• [Goal]: Copy the lines that follow, keeping every character the same.
"""
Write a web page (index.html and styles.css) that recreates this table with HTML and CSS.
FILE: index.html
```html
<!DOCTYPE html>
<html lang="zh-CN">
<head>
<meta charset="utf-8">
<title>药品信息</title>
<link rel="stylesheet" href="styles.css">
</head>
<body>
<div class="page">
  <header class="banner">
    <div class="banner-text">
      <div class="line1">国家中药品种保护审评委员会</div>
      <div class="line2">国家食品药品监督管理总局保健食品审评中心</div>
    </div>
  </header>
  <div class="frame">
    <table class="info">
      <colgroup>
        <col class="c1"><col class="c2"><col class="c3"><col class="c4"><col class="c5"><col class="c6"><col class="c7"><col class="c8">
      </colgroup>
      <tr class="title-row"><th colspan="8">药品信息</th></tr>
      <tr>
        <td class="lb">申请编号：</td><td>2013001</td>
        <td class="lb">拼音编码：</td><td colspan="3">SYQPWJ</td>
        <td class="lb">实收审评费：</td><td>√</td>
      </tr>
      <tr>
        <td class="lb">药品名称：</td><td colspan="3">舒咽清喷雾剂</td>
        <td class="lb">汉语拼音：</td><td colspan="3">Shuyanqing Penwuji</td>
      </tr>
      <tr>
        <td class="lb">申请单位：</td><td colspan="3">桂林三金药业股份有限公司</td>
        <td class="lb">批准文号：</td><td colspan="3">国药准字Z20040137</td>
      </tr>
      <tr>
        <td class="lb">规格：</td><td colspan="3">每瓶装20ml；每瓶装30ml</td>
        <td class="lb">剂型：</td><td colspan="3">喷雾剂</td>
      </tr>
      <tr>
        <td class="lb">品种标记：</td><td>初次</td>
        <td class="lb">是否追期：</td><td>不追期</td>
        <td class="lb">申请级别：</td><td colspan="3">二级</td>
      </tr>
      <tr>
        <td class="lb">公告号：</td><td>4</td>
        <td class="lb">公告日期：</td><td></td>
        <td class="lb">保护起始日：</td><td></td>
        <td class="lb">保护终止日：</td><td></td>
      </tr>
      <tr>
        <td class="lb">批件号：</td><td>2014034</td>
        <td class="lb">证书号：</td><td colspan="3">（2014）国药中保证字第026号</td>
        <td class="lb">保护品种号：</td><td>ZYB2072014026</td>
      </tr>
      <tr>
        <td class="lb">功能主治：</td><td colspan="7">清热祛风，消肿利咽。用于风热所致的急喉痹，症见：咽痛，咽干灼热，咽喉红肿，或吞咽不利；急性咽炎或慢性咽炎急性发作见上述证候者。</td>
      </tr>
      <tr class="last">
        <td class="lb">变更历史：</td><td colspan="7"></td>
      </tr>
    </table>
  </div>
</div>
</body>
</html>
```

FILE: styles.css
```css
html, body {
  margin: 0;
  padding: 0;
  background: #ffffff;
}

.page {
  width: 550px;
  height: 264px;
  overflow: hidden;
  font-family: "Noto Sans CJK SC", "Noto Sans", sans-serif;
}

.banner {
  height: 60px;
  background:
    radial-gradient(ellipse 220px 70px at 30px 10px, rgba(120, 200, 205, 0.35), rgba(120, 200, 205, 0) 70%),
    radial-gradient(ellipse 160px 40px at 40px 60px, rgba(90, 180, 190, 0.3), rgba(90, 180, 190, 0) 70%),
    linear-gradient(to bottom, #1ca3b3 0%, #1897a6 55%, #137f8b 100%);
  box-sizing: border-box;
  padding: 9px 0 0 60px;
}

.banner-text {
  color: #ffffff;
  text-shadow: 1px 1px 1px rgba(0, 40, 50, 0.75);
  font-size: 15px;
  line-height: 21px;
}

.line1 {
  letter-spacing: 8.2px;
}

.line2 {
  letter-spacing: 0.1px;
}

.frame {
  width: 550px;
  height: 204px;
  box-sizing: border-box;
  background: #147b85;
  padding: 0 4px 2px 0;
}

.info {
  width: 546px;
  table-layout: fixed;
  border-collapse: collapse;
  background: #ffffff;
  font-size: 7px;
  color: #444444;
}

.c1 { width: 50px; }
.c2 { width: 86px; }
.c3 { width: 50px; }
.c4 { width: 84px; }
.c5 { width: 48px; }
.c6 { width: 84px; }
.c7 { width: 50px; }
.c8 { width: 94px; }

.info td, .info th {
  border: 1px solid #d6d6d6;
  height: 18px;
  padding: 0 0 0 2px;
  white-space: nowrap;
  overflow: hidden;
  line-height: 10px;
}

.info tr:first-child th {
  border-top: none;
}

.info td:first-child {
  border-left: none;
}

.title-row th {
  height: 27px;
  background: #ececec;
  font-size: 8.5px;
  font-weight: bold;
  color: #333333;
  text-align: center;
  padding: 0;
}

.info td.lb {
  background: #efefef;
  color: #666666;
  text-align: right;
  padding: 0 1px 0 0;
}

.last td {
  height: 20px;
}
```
"""
• [Output below]:
Write a web page (index.html and styles.css) that recreates this table with HTML and CSS.
FILE: index.html
```html
<!DOCTYPE html>
<html lang="zh-CN">
<head>
<meta charset="utf-8">
<title>药品信息</title>
<link rel="stylesheet" href="styles.css">
</head>
<body>
<div class="page">
  <header class="banner">
    <div class="banner-text">
      <div class="line1">国家中药品种保护审评委员会</div>
      <div class="line2">国家食品药品监督管理总局保健食品审评中心</div>
    </div>
  </header>
  <div class="frame">
    <table class="info">
      <colgroup>
        <col class="c1"><col class="c2"><col class="c3"><col class="c4"><col class="c5"><col class="c6"><col class="c7"><col class="c8">
      </colgroup>
      <tr class="title-row"><th colspan="8">药品信息</th></tr>
      <tr>
        <td class="lb">申请编号：</td><td>2013001</td>
        <td class="lb">拼音编码：</td><td colspan="3">SYQPWJ</td>
        <td class="lb">实收审评费：</td><td>√</td>
      </tr>
      <tr>
        <td class="lb">药品名称：</td><td colspan="3">舒咽清喷雾剂</td>
        <td class="lb">汉语拼音：</td><td colspan="3">Shuyanqing Penwuji</td>
      </tr>
      <tr>
        <td class="lb">申请单位：</td><td colspan="3">桂林三金药业股份有限公司</td>
        <td class="lb">批准文号：</td><td colspan="3">国药准字Z20040137</td>
      </tr>
      <tr>
        <td class="lb">规格：</td><td colspan="3">每瓶装20ml；每瓶装30ml</td>
        <td class="lb">剂型：</td><td colspan="3">喷雾剂</td>
      </tr>
      <tr>
        <td class="lb">品种标记：</td><td>初次</td>
        <td class="lb">是否追期：</td><td>不追期</td>
        <td class="lb">申请级别：</td><td colspan="3">二级</td>
      </tr>
      <tr>
        <td class="lb">公告号：</td><td>4</td>
        <td class="lb">公告日期：</td><td></td>
        <td class="lb">保护起始日：</td><td></td>
        <td class="lb">保护终止日：</td><td></td>
      </tr>
      <tr>
        <td class="lb">批件号：</td><td>2014034</td>
        <td class="lb">证书号：</td><td colspan="3">（2014）国药中保证字第026号</td>
        <td class="lb">保护品种号：</td><td>ZYB2072014026</td>
      </tr>
      <tr>
        <td class="lb">功能主治：</td><td colspan="7">清热祛风，消肿利咽。用于风热所致的急喉痹，症见：咽痛，咽干灼热，咽喉红肿，或吞咽不利；急性咽炎或慢性咽炎急性发作见上述证候者。</td>
      </tr>
      <tr class="last">
        <td class="lb">变更历史：</td><td colspan="7"></td>
      </tr>
    </table>
  </div>
</div>
</body>
</html>
```

FILE: styles.css
```css
html, body {
  margin: 0;
  padding: 0;
  background: #ffffff;
}

.page {
  width: 550px;
  height: 264px;
  overflow: hidden;
  font-family: "Noto Sans CJK SC", "Noto Sans", sans-serif;
}

.banner {
  height: 60px;
  background:
    radial-gradient(ellipse 220px 70px at 30px 10px, rgba(120, 200, 205, 0.35), rgba(120, 200, 205, 0) 70%),
    radial-gradient(ellipse 160px 40px at 40px 60px, rgba(90, 180, 190, 0.3), rgba(90, 180, 190, 0) 70%),
    linear-gradient(to bottom, #1ca3b3 0%, #1897a6 55%, #137f8b 100%);
  box-sizing: border-box;
  padding: 9px 0 0 60px;
}

.banner-text {
  color: #ffffff;
  text-shadow: 1px 1px 1px rgba(0, 40, 50, 0.75);
  font-size: 15px;
  line-height: 21px;
}

.line1 {
  letter-spacing: 8.2px;
}

.line2 {
  letter-spacing: 0.1px;
}

.frame {
  width: 550px;
  height: 204px;
  box-sizing: border-box;
  background: #147b85;
  padding: 0 4px 2px 0;
}

.info {
  width: 546px;
  table-layout: fixed;
  border-collapse: collapse;
  background: #ffffff;
  font-size: 7px;
  color: #444444;
}

.c1 { width: 50px; }
.c2 { width: 86px; }
.c3 { width: 50px; }
.c4 { width: 84px; }
.c5 { width: 48px; }
.c6 { width: 84px; }
.c7 { width: 50px; }
.c8 { width: 94px; }

.info td, .info th {
  border: 1px solid #d6d6d6;
  height: 18px;
  padding: 0 0 0 2px;
  white-space: nowrap;
  overflow: hidden;
  line-height: 10px;
}

.info tr:first-child th {
  border-top: none;
}

.info td:first-child {
  border-left: none;
}

.title-row th {
  height: 27px;
  background: #ececec;
  font-size: 8.5px;
  font-weight: bold;
  color: #333333;
  text-align: center;
  padding: 0;
}

.info td.lb {
  background: #efefef;
  color: #666666;
  text-align: right;
  padding: 0 1px 0 0;
}

.last td {
  height: 20px;
}
```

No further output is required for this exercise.